▶ [DESCRIPTION OF THE TASK] The listing below must be repeated word for word, with its images excluded.

== SUPPLIED ENTRIES ==

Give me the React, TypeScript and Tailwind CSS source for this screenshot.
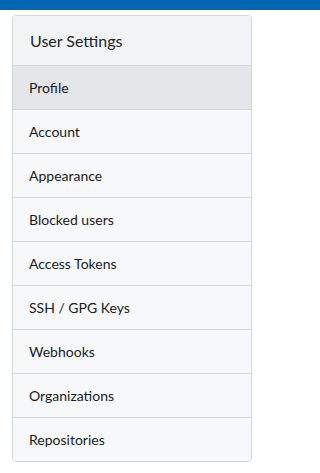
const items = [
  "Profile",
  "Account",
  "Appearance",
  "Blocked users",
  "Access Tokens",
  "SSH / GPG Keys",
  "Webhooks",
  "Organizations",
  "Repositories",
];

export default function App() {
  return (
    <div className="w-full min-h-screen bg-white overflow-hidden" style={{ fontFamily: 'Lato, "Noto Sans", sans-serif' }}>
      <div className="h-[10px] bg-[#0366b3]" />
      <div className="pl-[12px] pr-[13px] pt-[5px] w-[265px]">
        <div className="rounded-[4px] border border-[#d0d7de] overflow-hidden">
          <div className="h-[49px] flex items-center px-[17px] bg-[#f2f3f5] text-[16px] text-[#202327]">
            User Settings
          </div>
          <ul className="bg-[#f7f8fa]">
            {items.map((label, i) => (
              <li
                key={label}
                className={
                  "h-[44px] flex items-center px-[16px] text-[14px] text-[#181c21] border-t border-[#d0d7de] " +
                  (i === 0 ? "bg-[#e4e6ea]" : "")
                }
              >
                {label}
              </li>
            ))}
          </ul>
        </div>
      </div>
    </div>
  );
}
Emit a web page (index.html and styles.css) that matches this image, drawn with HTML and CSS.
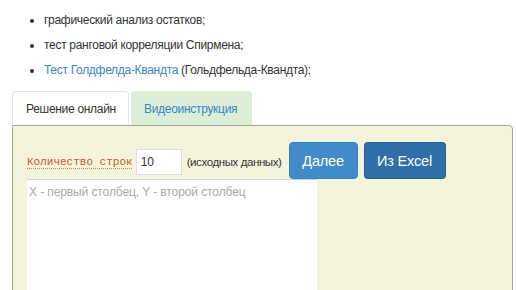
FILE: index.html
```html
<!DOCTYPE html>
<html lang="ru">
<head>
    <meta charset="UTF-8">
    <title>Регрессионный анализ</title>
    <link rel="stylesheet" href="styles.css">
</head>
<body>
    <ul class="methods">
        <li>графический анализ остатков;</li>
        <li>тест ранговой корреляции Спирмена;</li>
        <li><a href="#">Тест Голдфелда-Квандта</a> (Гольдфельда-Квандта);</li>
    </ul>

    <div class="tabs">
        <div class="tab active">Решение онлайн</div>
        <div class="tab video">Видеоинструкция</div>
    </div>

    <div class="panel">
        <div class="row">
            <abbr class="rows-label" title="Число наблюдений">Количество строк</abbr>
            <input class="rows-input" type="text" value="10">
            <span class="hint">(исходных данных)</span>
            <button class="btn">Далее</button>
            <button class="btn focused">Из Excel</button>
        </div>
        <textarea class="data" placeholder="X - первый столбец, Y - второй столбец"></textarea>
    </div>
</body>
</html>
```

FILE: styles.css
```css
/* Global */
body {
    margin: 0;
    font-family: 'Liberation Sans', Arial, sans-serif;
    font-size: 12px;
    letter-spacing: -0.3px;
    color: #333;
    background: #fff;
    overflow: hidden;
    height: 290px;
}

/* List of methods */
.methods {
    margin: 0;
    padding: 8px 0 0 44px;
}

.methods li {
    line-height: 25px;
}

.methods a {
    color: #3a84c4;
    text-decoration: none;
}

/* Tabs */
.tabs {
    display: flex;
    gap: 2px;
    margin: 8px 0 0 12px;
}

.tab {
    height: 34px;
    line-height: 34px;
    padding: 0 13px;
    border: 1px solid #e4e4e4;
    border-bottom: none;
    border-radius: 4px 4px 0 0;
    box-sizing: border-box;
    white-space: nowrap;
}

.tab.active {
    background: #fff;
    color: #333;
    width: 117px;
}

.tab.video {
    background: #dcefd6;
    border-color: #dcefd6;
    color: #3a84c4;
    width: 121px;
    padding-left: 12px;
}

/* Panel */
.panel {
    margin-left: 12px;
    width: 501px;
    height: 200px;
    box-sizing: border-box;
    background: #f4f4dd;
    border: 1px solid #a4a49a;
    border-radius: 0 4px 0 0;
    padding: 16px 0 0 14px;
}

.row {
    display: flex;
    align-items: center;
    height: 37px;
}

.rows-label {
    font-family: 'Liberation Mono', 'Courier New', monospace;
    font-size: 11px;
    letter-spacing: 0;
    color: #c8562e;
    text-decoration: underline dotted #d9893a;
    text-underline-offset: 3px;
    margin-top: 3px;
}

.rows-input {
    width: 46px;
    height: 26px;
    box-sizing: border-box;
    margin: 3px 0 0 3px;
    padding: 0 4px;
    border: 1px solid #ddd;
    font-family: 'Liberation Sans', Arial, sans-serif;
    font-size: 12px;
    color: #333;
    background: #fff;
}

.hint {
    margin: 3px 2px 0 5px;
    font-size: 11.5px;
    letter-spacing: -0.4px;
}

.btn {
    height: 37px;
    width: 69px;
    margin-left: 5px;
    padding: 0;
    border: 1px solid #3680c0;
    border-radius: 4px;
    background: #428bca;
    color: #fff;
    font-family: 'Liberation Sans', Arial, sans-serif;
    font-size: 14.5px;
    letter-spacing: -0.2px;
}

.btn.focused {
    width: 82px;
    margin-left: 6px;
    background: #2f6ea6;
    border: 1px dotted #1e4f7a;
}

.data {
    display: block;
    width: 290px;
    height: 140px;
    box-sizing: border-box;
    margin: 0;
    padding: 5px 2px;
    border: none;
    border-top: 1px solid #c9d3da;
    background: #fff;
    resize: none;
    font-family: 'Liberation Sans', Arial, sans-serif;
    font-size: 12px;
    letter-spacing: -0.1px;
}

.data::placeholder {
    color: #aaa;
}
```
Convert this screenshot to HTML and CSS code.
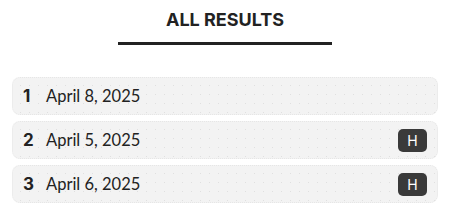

===

▶ [FULL RESPONSE]
Give me the React, TypeScript and Tailwind CSS source for this screenshot.
const items = [
  "Profile",
  "Account",
  "Appearance",
  "Blocked users",
  "Access Tokens",
  "SSH / GPG Keys",
  "Webhooks",
  "Organizations",
  "Repositories",
];

export default function App() {
  return (
    <div className="w-full min-h-screen bg-white overflow-hidden" style={{ fontFamily: 'Lato, "Noto Sans", sans-serif' }}>
      <div className="h-[10px] bg-[#0366b3]" />
      <div className="pl-[12px] pr-[13px] pt-[5px] w-[265px]">
        <div className="rounded-[4px] border border-[#d0d7de] overflow-hidden">
          <div className="h-[49px] flex items-center px-[17px] bg-[#f2f3f5] text-[16px] text-[#202327]">
            User Settings
          </div>
          <ul className="bg-[#f7f8fa]">
            {items.map((label, i) => (
              <li
                key={label}
                className={
                  "h-[44px] flex items-center px-[16px] text-[14px] text-[#181c21] border-t border-[#d0d7de] " +
                  (i === 0 ? "bg-[#e4e6ea]" : "")
                }
              >
                {label}
              </li>
            ))}
          </ul>
        </div>
      </div>
    </div>
  );
}
Emit a web page (index.html and styles.css) that matches this image, drawn with HTML and CSS.
FILE: index.html
```html
<!DOCTYPE html>
<html lang="ru">
<head>
    <meta charset="UTF-8">
    <title>Регрессионный анализ</title>
    <link rel="stylesheet" href="styles.css">
</head>
<body>
    <ul class="methods">
        <li>графический анализ остатков;</li>
        <li>тест ранговой корреляции Спирмена;</li>
        <li><a href="#">Тест Голдфелда-Квандта</a> (Гольдфельда-Квандта);</li>
    </ul>

    <div class="tabs">
        <div class="tab active">Решение онлайн</div>
        <div class="tab video">Видеоинструкция</div>
    </div>

    <div class="panel">
        <div class="row">
            <abbr class="rows-label" title="Число наблюдений">Количество строк</abbr>
            <input class="rows-input" type="text" value="10">
            <span class="hint">(исходных данных)</span>
            <button class="btn">Далее</button>
            <button class="btn focused">Из Excel</button>
        </div>
        <textarea class="data" placeholder="X - первый столбец, Y - второй столбец"></textarea>
    </div>
</body>
</html>
```

FILE: styles.css
```css
/* Global */
body {
    margin: 0;
    font-family: 'Liberation Sans', Arial, sans-serif;
    font-size: 12px;
    letter-spacing: -0.3px;
    color: #333;
    background: #fff;
    overflow: hidden;
    height: 290px;
}

/* List of methods */
.methods {
    margin: 0;
    padding: 8px 0 0 44px;
}

.methods li {
    line-height: 25px;
}

.methods a {
    color: #3a84c4;
    text-decoration: none;
}

/* Tabs */
.tabs {
    display: flex;
    gap: 2px;
    margin: 8px 0 0 12px;
}

.tab {
    height: 34px;
    line-height: 34px;
    padding: 0 13px;
    border: 1px solid #e4e4e4;
    border-bottom: none;
    border-radius: 4px 4px 0 0;
    box-sizing: border-box;
    white-space: nowrap;
}

.tab.active {
    background: #fff;
    color: #333;
    width: 117px;
}

.tab.video {
    background: #dcefd6;
    border-color: #dcefd6;
    color: #3a84c4;
    width: 121px;
    padding-left: 12px;
}

/* Panel */
.panel {
    margin-left: 12px;
    width: 501px;
    height: 200px;
    box-sizing: border-box;
    background: #f4f4dd;
    border: 1px solid #a4a49a;
    border-radius: 0 4px 0 0;
    padding: 16px 0 0 14px;
}

.row {
    display: flex;
    align-items: center;
    height: 37px;
}

.rows-label {
    font-family: 'Liberation Mono', 'Courier New', monospace;
    font-size: 11px;
    letter-spacing: 0;
    color: #c8562e;
    text-decoration: underline dotted #d9893a;
    text-underline-offset: 3px;
    margin-top: 3px;
}

.rows-input {
    width: 46px;
    height: 26px;
    box-sizing: border-box;
    margin: 3px 0 0 3px;
    padding: 0 4px;
    border: 1px solid #ddd;
    font-family: 'Liberation Sans', Arial, sans-serif;
    font-size: 12px;
    color: #333;
    background: #fff;
}

.hint {
    margin: 3px 2px 0 5px;
    font-size: 11.5px;
    letter-spacing: -0.4px;
}

.btn {
    height: 37px;
    width: 69px;
    margin-left: 5px;
    padding: 0;
    border: 1px solid #3680c0;
    border-radius: 4px;
    background: #428bca;
    color: #fff;
    font-family: 'Liberation Sans', Arial, sans-serif;
    font-size: 14.5px;
    letter-spacing: -0.2px;
}

.btn.focused {
    width: 82px;
    margin-left: 6px;
    background: #2f6ea6;
    border: 1px dotted #1e4f7a;
}

.data {
    display: block;
    width: 290px;
    height: 140px;
    box-sizing: border-box;
    margin: 0;
    padding: 5px 2px;
    border: none;
    border-top: 1px solid #c9d3da;
    background: #fff;
    resize: none;
    font-family: 'Liberation Sans', Arial, sans-serif;
    font-size: 12px;
    letter-spacing: -0.1px;
}

.data::placeholder {
    color: #aaa;
}
```
Convert this screenshot to HTML and CSS code.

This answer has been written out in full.